§ **What is needed**
Copy the data below exactly, omitting any picture it contains.

_ _ _ _ _ _ _

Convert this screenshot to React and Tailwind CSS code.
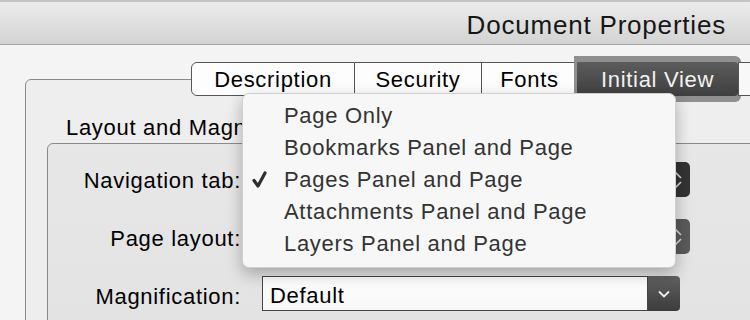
import React from 'react'

const menuItems = [
    'Page Only',
    'Bookmarks Panel and Page',
    'Pages Panel and Page',
    'Attachments Panel and Page',
    'Layers Panel and Page',
]

function Stepper({ dark }) {
    return (
        <div className={`flex w-[30px] items-center justify-center rounded-r-[5px] ${dark ? 'bg-[#333333]' : 'bg-[#5a5a5a]'}`}>
            <svg width="16" height="22" viewBox="0 0 16 22" fill="none" stroke="#d8d8d8" strokeWidth="1.6">
                <path d="M2 9 L8 3 L14 9" />
                <path d="M2 13 L8 19 L14 13" />
            </svg>
        </div>
    )
}

function PopUp({ dark }) {
    return (
        <div className="flex h-[35px] w-[428px]">
            <div className="flex-1 rounded-l-[5px] border border-[#9a9a9a] bg-white" />
            <Stepper dark={dark} />
        </div>
    )
}

export default function App() {
    return (
        <div className="relative h-[320px] w-[750px] overflow-hidden bg-[#f4f4f4] font-['Liberation_Sans',Arial,sans-serif] text-black">
            {/* title bar */}
            <div className="flex h-[45px] items-center justify-end border-t-2 border-b border-t-[#c4c4c4] border-b-[#a6a6a6] bg-gradient-to-b from-[#ececec] to-[#d3d3d3] pr-[24px]">
                <h1 className="mt-[3px] text-[26px] leading-none tracking-[0.8px] text-[#161616]">Document Properties</h1>
            </div>

            <div className="pl-[25px] pt-[17px]">
                {/* segmented tabs */}
                <div className="relative z-10 ml-[166px] flex h-[34px] w-[700px] text-[22px] tracking-[0.7px]">
                    <div className="flex w-[164px] shrink-0 items-center justify-center rounded-l-[6px] border border-[#555555] bg-[#fdfdfd]">
                        Description
                    </div>
                    <div className="flex w-[127px] shrink-0 items-center justify-center border-y border-r border-[#555555] bg-[#fdfdfd]">
                        Security
                    </div>
                    <div className="flex w-[95px] shrink-0 items-center justify-center border-y border-[#555555] bg-[#fdfdfd]">
                        Fonts
                    </div>
                    <div className="flex w-[161px] shrink-0 items-center justify-center rounded-r-[3px] bg-gradient-to-b from-[#5c5c5c] to-[#3f3f3f] text-[#f2f2f2] shadow-[0_-3px_0_3px_#8f8f8f,0_3px_0_3px_#8f8f8f]">
                        Initial View
                    </div>
                    <div className="w-[100px] shrink-0 border-y border-l border-[#555555] bg-[#f8f8f8]" />
                </div>

                {/* outer group box */}
                <div className="-mt-[17px] h-[300px] w-[800px] rounded-[6px] border border-[#8a8a8a] bg-[#eeeeee] pl-[21px] pt-[36px]">
                    <div className="pl-[19px] text-[22px] leading-[24px] tracking-[0.7px]">Layout and Magnification</div>

                    <div className="mt-[3px] flex h-[220px] flex-col gap-[22px] rounded-[6px] border border-[#8a8a8a] bg-gradient-to-b from-[#e7e7e7] to-[#e2e2e2] pt-[18px] text-[22px] tracking-[0.7px]">
                        <div className="flex h-[35px] items-center">
                            <div className="w-[193px] pt-[1px] text-right">Navigation tab:</div>
                            <div className="ml-[21px]"><PopUp dark /></div>
                        </div>
                        <div className="flex h-[35px] items-center">
                            <div className="w-[193px] pt-[3px] text-right">Page layout:</div>
                            <div className="ml-[21px]"><PopUp /></div>
                        </div>
                        <div className="flex h-[35px] items-center">
                            <div className="w-[193px] pt-[5px] text-right">Magnification:</div>
                            <div className="ml-[21px] flex h-[35px] w-[418px]">
                                <div className="flex flex-1 items-center border border-[#454545] bg-gradient-to-b from-white to-[#f7f7f7] pl-[7px] pt-[4px]">
                                    Default
                                </div>
                                <div className="flex w-[32px] items-center justify-center rounded-r-[4px] bg-gradient-to-b from-[#626262] to-[#3c3c3c]">
                                    <svg width="12" height="8" viewBox="0 0 12 8" fill="none" stroke="#f0f0f0" strokeWidth="1.8">
                                        <path d="M1 1.5 L6 6.5 L11 1.5" />
                                    </svg>
                                </div>
                            </div>
                        </div>
                    </div>
                </div>
            </div>

            {/* open pop-up menu */}
            <div className="absolute left-[242px] top-[93px] z-20 h-[175px] w-[434px] rounded-[7px] border border-[#d0d0d0] bg-[#f7f7f7] pt-[5px] shadow-[0_6px_16px_rgba(0,0,0,0.28)]">
                {menuItems.map((item) => (
                    <div key={item} className="relative flex h-[32px] items-center pl-[41px] text-[22px] tracking-[0.7px] text-[#333333]">
                        {item === 'Pages Panel and Page' && (
                            <svg className="absolute left-[9px] top-[8px]" width="15" height="17" viewBox="0 0 15 17" fill="none" stroke="#2e2e2e" strokeWidth="3.2" strokeLinecap="round" strokeLinejoin="round">
                                <path d="M2 9.5 L6 15 L13 2" />
                            </svg>
                        )}
                        {item}
                    </div>
                ))}
            </div>
        </div>
    )
}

_ _ _ _ _ _ _

§ **Finished exercise**
Convert this screenshot to React and Tailwind CSS code.
import React from 'react'

const menuItems = [
    'Page Only',
    'Bookmarks Panel and Page',
    'Pages Panel and Page',
    'Attachments Panel and Page',
    'Layers Panel and Page',
]

function Stepper({ dark }) {
    return (
        <div className={`flex w-[30px] items-center justify-center rounded-r-[5px] ${dark ? 'bg-[#333333]' : 'bg-[#5a5a5a]'}`}>
            <svg width="16" height="22" viewBox="0 0 16 22" fill="none" stroke="#d8d8d8" strokeWidth="1.6">
                <path d="M2 9 L8 3 L14 9" />
                <path d="M2 13 L8 19 L14 13" />
            </svg>
        </div>
    )
}

function PopUp({ dark }) {
    return (
        <div className="flex h-[35px] w-[428px]">
            <div className="flex-1 rounded-l-[5px] border border-[#9a9a9a] bg-white" />
            <Stepper dark={dark} />
        </div>
    )
}

export default function App() {
    return (
        <div className="relative h-[320px] w-[750px] overflow-hidden bg-[#f4f4f4] font-['Liberation_Sans',Arial,sans-serif] text-black">
            {/* title bar */}
            <div className="flex h-[45px] items-center justify-end border-t-2 border-b border-t-[#c4c4c4] border-b-[#a6a6a6] bg-gradient-to-b from-[#ececec] to-[#d3d3d3] pr-[24px]">
                <h1 className="mt-[3px] text-[26px] leading-none tracking-[0.8px] text-[#161616]">Document Properties</h1>
            </div>

            <div className="pl-[25px] pt-[17px]">
                {/* segmented tabs */}
                <div className="relative z-10 ml-[166px] flex h-[34px] w-[700px] text-[22px] tracking-[0.7px]">
                    <div className="flex w-[164px] shrink-0 items-center justify-center rounded-l-[6px] border border-[#555555] bg-[#fdfdfd]">
                        Description
                    </div>
                    <div className="flex w-[127px] shrink-0 items-center justify-center border-y border-r border-[#555555] bg-[#fdfdfd]">
                        Security
                    </div>
                    <div className="flex w-[95px] shrink-0 items-center justify-center border-y border-[#555555] bg-[#fdfdfd]">
                        Fonts
                    </div>
                    <div className="flex w-[161px] shrink-0 items-center justify-center rounded-r-[3px] bg-gradient-to-b from-[#5c5c5c] to-[#3f3f3f] text-[#f2f2f2] shadow-[0_-3px_0_3px_#8f8f8f,0_3px_0_3px_#8f8f8f]">
                        Initial View
                    </div>
                    <div className="w-[100px] shrink-0 border-y border-l border-[#555555] bg-[#f8f8f8]" />
                </div>

                {/* outer group box */}
                <div className="-mt-[17px] h-[300px] w-[800px] rounded-[6px] border border-[#8a8a8a] bg-[#eeeeee] pl-[21px] pt-[36px]">
                    <div className="pl-[19px] text-[22px] leading-[24px] tracking-[0.7px]">Layout and Magnification</div>

                    <div className="mt-[3px] flex h-[220px] flex-col gap-[22px] rounded-[6px] border border-[#8a8a8a] bg-gradient-to-b from-[#e7e7e7] to-[#e2e2e2] pt-[18px] text-[22px] tracking-[0.7px]">
                        <div className="flex h-[35px] items-center">
                            <div className="w-[193px] pt-[1px] text-right">Navigation tab:</div>
                            <div className="ml-[21px]"><PopUp dark /></div>
                        </div>
                        <div className="flex h-[35px] items-center">
                            <div className="w-[193px] pt-[3px] text-right">Page layout:</div>
                            <div className="ml-[21px]"><PopUp /></div>
                        </div>
                        <div className="flex h-[35px] items-center">
                            <div className="w-[193px] pt-[5px] text-right">Magnification:</div>
                            <div className="ml-[21px] flex h-[35px] w-[418px]">
                                <div className="flex flex-1 items-center border border-[#454545] bg-gradient-to-b from-white to-[#f7f7f7] pl-[7px] pt-[4px]">
                                    Default
                                </div>
                                <div className="flex w-[32px] items-center justify-center rounded-r-[4px] bg-gradient-to-b from-[#626262] to-[#3c3c3c]">
                                    <svg width="12" height="8" viewBox="0 0 12 8" fill="none" stroke="#f0f0f0" strokeWidth="1.8">
                                        <path d="M1 1.5 L6 6.5 L11 1.5" />
                                    </svg>
                                </div>
                            </div>
                        </div>
                    </div>
                </div>
            </div>

            {/* open pop-up menu */}
            <div className="absolute left-[242px] top-[93px] z-20 h-[175px] w-[434px] rounded-[7px] border border-[#d0d0d0] bg-[#f7f7f7] pt-[5px] shadow-[0_6px_16px_rgba(0,0,0,0.28)]">
                {menuItems.map((item) => (
                    <div key={item} className="relative flex h-[32px] items-center pl-[41px] text-[22px] tracking-[0.7px] text-[#333333]">
                        {item === 'Pages Panel and Page' && (
                            <svg className="absolute left-[9px] top-[8px]" width="15" height="17" viewBox="0 0 15 17" fill="none" stroke="#2e2e2e" strokeWidth="3.2" strokeLinecap="round" strokeLinejoin="round">
                                <path d="M2 9.5 L6 15 L13 2" />
                            </svg>
                        )}
                        {item}
                    </div>
                ))}
            </div>
        </div>
    )
}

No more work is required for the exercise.